> **EXERCISE GOAL**: Show all lines holding the string "that".

════

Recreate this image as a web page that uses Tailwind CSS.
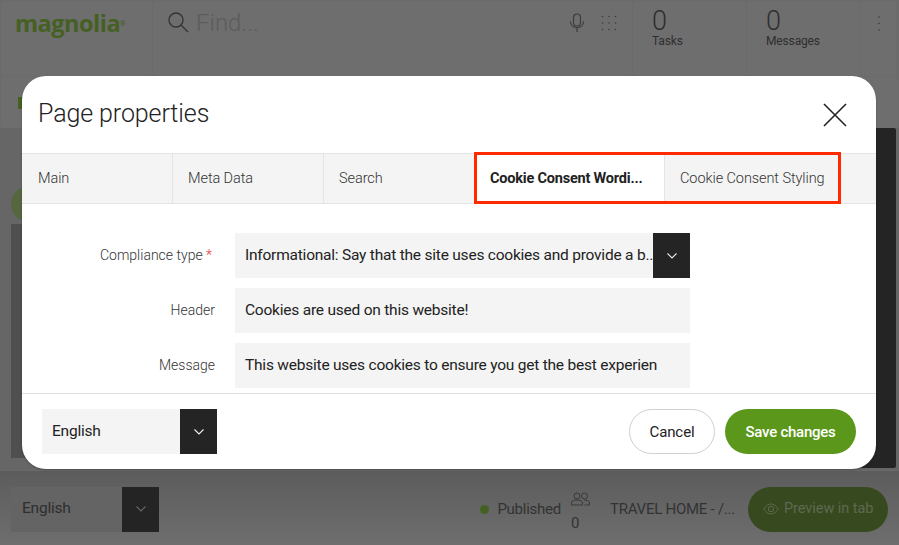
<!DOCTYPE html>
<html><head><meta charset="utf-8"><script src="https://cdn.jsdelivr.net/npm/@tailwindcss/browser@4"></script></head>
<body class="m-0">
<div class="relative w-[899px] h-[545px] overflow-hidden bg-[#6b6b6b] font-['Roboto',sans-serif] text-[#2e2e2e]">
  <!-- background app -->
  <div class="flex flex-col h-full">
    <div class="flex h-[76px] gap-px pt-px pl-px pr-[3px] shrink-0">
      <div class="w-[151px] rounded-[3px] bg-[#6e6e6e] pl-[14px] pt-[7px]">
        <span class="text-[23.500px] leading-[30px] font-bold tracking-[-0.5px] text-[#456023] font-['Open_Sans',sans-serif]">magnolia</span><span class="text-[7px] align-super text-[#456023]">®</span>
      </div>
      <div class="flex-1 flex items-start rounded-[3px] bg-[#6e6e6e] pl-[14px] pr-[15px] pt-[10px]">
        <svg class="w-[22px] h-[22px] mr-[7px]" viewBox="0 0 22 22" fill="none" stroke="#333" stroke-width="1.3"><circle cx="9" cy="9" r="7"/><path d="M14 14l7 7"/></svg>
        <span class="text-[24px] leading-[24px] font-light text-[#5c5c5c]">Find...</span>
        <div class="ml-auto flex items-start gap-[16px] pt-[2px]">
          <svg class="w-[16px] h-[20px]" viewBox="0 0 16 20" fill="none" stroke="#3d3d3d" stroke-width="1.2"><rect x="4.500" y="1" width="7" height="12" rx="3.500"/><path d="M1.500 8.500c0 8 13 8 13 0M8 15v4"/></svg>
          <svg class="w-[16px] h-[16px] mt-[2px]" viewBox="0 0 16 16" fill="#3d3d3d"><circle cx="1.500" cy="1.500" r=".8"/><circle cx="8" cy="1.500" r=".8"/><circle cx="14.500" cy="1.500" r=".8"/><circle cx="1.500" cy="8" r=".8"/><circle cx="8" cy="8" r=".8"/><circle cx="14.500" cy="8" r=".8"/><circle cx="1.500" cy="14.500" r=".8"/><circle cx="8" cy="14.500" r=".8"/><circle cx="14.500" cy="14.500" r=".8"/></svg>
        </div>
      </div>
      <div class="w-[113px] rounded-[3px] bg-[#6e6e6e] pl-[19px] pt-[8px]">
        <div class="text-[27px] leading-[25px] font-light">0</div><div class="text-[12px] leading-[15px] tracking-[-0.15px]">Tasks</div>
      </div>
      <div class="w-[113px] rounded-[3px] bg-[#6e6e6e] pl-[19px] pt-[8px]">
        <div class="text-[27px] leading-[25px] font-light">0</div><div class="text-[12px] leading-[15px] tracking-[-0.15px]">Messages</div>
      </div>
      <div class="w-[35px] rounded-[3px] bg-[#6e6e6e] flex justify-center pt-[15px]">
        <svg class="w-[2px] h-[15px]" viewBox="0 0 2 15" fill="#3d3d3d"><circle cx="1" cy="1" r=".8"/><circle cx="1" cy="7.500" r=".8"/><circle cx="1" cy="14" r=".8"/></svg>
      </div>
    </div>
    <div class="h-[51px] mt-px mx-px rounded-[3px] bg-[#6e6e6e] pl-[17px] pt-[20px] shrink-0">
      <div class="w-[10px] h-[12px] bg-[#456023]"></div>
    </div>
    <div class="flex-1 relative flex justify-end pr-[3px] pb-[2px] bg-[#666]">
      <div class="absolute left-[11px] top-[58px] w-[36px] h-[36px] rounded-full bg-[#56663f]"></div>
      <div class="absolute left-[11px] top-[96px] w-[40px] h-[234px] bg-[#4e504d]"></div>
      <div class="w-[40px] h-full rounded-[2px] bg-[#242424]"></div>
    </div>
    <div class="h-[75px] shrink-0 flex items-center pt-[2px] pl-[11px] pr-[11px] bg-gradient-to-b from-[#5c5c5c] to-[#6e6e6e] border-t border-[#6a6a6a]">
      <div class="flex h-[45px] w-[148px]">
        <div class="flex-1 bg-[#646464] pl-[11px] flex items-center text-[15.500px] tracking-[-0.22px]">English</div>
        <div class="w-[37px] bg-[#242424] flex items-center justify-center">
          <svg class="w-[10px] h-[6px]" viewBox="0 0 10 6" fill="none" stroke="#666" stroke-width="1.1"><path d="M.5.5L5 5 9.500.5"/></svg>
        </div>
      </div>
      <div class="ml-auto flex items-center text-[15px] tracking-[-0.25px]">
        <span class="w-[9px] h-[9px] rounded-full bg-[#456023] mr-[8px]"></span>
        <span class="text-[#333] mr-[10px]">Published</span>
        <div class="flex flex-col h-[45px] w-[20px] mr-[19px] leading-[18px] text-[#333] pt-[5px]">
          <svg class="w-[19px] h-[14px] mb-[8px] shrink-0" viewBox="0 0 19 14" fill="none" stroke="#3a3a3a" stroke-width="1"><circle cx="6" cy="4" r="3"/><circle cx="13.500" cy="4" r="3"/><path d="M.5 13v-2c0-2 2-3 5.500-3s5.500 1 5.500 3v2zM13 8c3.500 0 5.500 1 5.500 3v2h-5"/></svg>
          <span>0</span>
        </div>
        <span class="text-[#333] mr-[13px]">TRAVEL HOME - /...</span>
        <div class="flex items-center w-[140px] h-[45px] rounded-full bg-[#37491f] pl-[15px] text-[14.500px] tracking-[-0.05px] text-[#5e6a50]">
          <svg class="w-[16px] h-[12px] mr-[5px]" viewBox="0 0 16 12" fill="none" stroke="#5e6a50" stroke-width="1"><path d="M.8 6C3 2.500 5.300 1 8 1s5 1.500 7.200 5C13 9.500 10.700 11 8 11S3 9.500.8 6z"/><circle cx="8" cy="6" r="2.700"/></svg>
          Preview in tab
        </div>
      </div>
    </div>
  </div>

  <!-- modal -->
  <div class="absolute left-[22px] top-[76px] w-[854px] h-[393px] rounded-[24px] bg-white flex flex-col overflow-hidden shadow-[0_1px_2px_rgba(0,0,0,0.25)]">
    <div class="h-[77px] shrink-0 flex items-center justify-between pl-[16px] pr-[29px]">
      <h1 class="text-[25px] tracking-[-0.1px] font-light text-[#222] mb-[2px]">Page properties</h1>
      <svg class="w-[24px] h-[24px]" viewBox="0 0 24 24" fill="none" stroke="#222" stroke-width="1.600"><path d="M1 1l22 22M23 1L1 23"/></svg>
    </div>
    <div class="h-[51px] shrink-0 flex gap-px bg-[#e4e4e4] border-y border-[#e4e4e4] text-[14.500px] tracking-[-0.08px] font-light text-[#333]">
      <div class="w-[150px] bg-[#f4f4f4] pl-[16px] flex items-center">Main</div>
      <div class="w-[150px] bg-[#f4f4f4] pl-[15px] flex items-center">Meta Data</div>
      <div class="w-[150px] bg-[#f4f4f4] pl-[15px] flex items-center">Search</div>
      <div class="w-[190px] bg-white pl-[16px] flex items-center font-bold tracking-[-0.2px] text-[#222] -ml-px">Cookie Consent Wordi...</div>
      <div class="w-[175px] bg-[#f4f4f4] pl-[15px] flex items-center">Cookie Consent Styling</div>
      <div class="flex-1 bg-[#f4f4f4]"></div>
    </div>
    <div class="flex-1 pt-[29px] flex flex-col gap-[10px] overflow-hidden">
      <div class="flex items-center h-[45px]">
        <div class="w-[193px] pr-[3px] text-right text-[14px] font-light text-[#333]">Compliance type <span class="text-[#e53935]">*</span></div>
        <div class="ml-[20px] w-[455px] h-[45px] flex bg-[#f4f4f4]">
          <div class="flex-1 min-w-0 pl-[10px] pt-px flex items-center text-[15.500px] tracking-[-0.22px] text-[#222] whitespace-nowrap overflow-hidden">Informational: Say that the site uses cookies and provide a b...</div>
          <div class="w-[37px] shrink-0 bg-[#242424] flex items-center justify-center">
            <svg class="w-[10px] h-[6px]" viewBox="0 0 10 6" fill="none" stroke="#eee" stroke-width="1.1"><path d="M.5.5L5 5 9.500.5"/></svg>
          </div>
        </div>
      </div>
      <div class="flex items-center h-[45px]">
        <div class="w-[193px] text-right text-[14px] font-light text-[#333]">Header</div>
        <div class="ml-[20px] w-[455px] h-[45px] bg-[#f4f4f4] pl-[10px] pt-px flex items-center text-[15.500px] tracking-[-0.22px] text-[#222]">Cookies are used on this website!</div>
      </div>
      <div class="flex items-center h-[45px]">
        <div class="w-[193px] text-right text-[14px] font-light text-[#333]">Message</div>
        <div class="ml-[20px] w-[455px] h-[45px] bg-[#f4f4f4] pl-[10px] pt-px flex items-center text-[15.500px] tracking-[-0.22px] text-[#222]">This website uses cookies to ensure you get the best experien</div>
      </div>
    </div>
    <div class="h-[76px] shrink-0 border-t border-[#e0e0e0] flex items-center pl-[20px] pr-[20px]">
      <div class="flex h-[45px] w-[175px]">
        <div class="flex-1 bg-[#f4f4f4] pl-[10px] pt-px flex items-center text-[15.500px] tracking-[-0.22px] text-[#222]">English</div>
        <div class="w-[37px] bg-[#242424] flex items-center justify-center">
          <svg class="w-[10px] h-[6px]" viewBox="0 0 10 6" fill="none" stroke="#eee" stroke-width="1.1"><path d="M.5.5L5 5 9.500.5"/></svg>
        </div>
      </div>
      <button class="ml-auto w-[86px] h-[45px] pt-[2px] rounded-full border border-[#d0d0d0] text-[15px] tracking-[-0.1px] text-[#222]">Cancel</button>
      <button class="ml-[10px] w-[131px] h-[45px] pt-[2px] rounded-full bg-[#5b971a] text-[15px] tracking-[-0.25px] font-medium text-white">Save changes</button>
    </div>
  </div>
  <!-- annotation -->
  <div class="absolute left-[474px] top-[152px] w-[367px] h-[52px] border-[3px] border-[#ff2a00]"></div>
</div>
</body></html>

════

> **COMPLETED TASK**:
Recreate this image as a web page that uses Tailwind CSS.
          <div class="flex-1 min-w-0 pl-[10px] pt-px flex items-center text-[15.500px] tracking-[-0.22px] text-[#222] whitespace-nowrap overflow-hidden">Informational: Say that the site uses cookies and provide a b...</div>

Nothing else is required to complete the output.